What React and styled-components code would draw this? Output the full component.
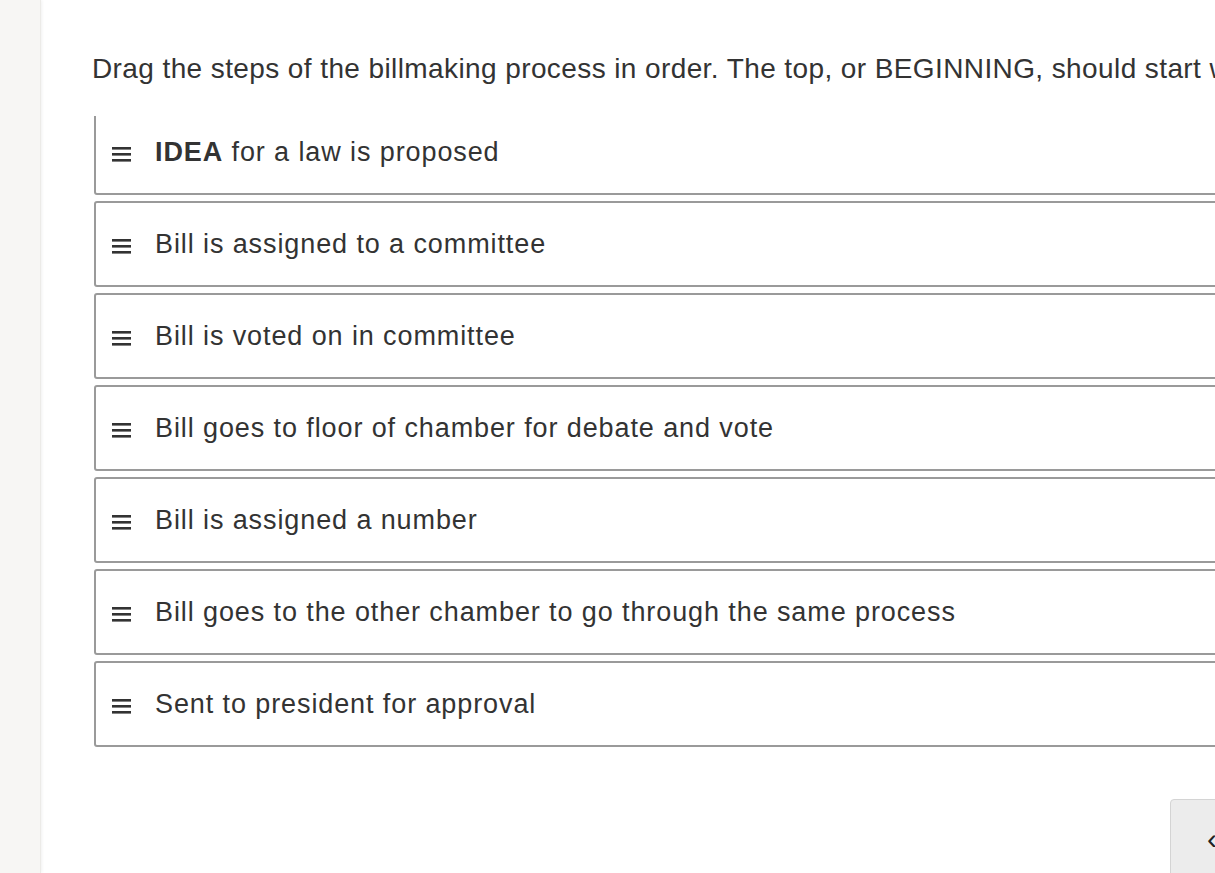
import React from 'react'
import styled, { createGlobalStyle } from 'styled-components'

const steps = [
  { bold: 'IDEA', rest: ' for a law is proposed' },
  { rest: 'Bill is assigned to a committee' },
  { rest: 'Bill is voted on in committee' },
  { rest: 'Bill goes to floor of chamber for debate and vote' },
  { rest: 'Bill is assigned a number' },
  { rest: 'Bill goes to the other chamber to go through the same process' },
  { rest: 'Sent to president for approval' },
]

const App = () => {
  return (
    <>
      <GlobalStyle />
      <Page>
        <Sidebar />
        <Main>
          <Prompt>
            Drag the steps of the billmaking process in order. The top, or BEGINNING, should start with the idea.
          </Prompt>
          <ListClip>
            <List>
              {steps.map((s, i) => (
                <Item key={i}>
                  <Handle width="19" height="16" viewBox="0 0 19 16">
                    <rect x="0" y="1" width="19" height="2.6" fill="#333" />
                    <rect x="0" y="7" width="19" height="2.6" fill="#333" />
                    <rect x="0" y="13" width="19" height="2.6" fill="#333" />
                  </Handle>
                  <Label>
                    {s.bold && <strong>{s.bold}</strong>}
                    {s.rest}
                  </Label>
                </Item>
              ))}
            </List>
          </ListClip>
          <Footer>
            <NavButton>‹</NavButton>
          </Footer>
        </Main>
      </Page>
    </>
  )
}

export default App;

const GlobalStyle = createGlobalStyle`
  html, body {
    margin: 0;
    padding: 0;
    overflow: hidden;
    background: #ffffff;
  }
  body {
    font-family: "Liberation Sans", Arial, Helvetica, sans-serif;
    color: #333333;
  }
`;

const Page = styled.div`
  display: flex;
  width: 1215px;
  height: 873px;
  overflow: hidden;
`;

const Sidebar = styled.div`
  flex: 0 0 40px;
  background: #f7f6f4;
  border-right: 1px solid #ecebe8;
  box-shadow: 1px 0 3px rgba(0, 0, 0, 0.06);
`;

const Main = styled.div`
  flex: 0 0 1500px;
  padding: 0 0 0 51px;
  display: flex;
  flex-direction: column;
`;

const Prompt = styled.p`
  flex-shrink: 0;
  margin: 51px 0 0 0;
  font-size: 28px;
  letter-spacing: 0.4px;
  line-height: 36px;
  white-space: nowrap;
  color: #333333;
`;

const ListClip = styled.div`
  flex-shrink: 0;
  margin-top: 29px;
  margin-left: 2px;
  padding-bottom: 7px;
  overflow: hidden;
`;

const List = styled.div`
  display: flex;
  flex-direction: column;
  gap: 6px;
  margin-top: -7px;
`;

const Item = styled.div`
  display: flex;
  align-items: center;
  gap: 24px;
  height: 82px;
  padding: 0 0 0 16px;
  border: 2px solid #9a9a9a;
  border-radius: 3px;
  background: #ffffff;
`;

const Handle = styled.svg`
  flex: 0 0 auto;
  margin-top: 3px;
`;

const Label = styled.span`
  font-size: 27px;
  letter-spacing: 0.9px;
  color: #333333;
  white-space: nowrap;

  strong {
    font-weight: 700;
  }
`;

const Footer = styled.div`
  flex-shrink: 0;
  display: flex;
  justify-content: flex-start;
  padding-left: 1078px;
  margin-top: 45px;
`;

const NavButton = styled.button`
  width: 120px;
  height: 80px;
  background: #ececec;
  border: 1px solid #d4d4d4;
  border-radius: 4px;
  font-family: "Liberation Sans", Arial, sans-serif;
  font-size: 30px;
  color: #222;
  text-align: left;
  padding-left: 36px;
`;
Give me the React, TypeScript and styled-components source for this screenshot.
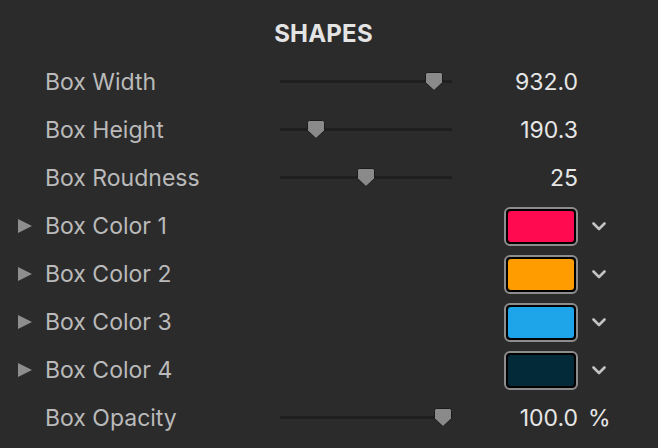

PROBLEM:
Restate the data above word for word. Skip every picture.

FINISHED TASK:
What React and styled-components code would draw this? Output the full component.
import React from 'react'
import styled, { createGlobalStyle } from 'styled-components'

const steps = [
  { bold: 'IDEA', rest: ' for a law is proposed' },
  { rest: 'Bill is assigned to a committee' },
  { rest: 'Bill is voted on in committee' },
  { rest: 'Bill goes to floor of chamber for debate and vote' },
  { rest: 'Bill is assigned a number' },
  { rest: 'Bill goes to the other chamber to go through the same process' },
  { rest: 'Sent to president for approval' },
]

const App = () => {
  return (
    <>
      <GlobalStyle />
      <Page>
        <Sidebar />
        <Main>
          <Prompt>
            Drag the steps of the billmaking process in order. The top, or BEGINNING, should start with the idea.
          </Prompt>
          <ListClip>
            <List>
              {steps.map((s, i) => (
                <Item key={i}>
                  <Handle width="19" height="16" viewBox="0 0 19 16">
                    <rect x="0" y="1" width="19" height="2.6" fill="#333" />
                    <rect x="0" y="7" width="19" height="2.6" fill="#333" />
                    <rect x="0" y="13" width="19" height="2.6" fill="#333" />
                  </Handle>
                  <Label>
                    {s.bold && <strong>{s.bold}</strong>}
                    {s.rest}
                  </Label>
                </Item>
              ))}
            </List>
          </ListClip>
          <Footer>
            <NavButton>‹</NavButton>
          </Footer>
        </Main>
      </Page>
    </>
  )
}

export default App;

const GlobalStyle = createGlobalStyle`
  html, body {
    margin: 0;
    padding: 0;
    overflow: hidden;
    background: #ffffff;
  }
  body {
    font-family: "Liberation Sans", Arial, Helvetica, sans-serif;
    color: #333333;
  }
`;

const Page = styled.div`
  display: flex;
  width: 1215px;
  height: 873px;
  overflow: hidden;
`;

const Sidebar = styled.div`
  flex: 0 0 40px;
  background: #f7f6f4;
  border-right: 1px solid #ecebe8;
  box-shadow: 1px 0 3px rgba(0, 0, 0, 0.06);
`;

const Main = styled.div`
  flex: 0 0 1500px;
  padding: 0 0 0 51px;
  display: flex;
  flex-direction: column;
`;

const Prompt = styled.p`
  flex-shrink: 0;
  margin: 51px 0 0 0;
  font-size: 28px;
  letter-spacing: 0.4px;
  line-height: 36px;
  white-space: nowrap;
  color: #333333;
`;

const ListClip = styled.div`
  flex-shrink: 0;
  margin-top: 29px;
  margin-left: 2px;
  padding-bottom: 7px;
  overflow: hidden;
`;

const List = styled.div`
  display: flex;
  flex-direction: column;
  gap: 6px;
  margin-top: -7px;
`;

const Item = styled.div`
  display: flex;
  align-items: center;
  gap: 24px;
  height: 82px;
  padding: 0 0 0 16px;
  border: 2px solid #9a9a9a;
  border-radius: 3px;
  background: #ffffff;
`;

const Handle = styled.svg`
  flex: 0 0 auto;
  margin-top: 3px;
`;

const Label = styled.span`
  font-size: 27px;
  letter-spacing: 0.9px;
  color: #333333;
  white-space: nowrap;

  strong {
    font-weight: 700;
  }
`;

const Footer = styled.div`
  flex-shrink: 0;
  display: flex;
  justify-content: flex-start;
  padding-left: 1078px;
  margin-top: 45px;
`;

const NavButton = styled.button`
  width: 120px;
  height: 80px;
  background: #ececec;
  border: 1px solid #d4d4d4;
  border-radius: 4px;
  font-family: "Liberation Sans", Arial, sans-serif;
  font-size: 30px;
  color: #222;
  text-align: left;
  padding-left: 36px;
`;
Give me the React, TypeScript and styled-components source for this screenshot.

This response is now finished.